→ **INSTRUCTIONS FOR THE TASK**: In the listing below, identify each line with the word "index" and return those lines.

→ **EXERCISE MATERIALS**:
____________
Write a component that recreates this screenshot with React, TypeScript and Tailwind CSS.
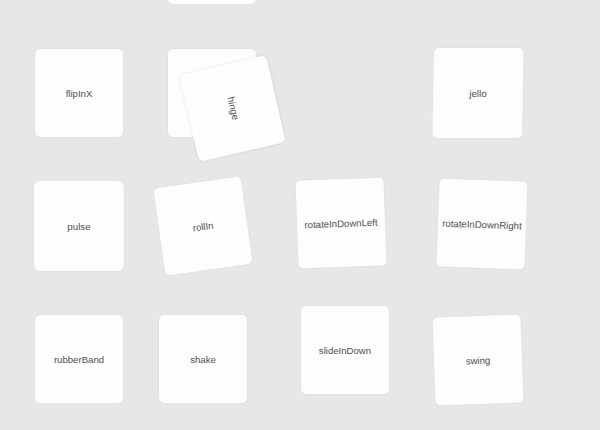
____________
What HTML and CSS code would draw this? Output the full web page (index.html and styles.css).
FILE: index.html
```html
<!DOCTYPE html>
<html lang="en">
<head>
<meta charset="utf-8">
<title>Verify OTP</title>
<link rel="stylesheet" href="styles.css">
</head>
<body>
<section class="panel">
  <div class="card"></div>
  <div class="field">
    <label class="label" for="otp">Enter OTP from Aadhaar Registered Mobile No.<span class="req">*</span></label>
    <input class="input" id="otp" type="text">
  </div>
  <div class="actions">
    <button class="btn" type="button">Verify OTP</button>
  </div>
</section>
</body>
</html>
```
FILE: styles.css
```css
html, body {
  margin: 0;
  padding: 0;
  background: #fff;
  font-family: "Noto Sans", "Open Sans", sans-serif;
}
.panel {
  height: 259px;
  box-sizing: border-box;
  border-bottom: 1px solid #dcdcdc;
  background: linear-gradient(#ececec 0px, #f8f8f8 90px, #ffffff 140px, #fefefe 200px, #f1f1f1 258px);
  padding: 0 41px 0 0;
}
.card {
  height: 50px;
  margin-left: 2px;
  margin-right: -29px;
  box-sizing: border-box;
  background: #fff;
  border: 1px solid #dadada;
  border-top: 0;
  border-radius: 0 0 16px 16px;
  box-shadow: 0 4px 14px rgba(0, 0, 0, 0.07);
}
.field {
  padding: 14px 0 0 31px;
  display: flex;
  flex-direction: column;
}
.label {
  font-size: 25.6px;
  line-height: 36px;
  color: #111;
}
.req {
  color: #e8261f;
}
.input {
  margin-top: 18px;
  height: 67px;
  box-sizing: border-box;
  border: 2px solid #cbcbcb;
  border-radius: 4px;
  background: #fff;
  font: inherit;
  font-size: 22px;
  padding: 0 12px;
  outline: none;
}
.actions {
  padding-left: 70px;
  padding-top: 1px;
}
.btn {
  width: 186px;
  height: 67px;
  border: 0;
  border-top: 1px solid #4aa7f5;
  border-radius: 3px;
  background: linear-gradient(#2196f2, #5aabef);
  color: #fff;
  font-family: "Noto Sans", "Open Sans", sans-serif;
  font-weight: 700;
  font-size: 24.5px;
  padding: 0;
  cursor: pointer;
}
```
____________
→ **COMPLETE ANSWER**:
What HTML and CSS code would draw this? Output the full web page (index.html and styles.css).
FILE: index.html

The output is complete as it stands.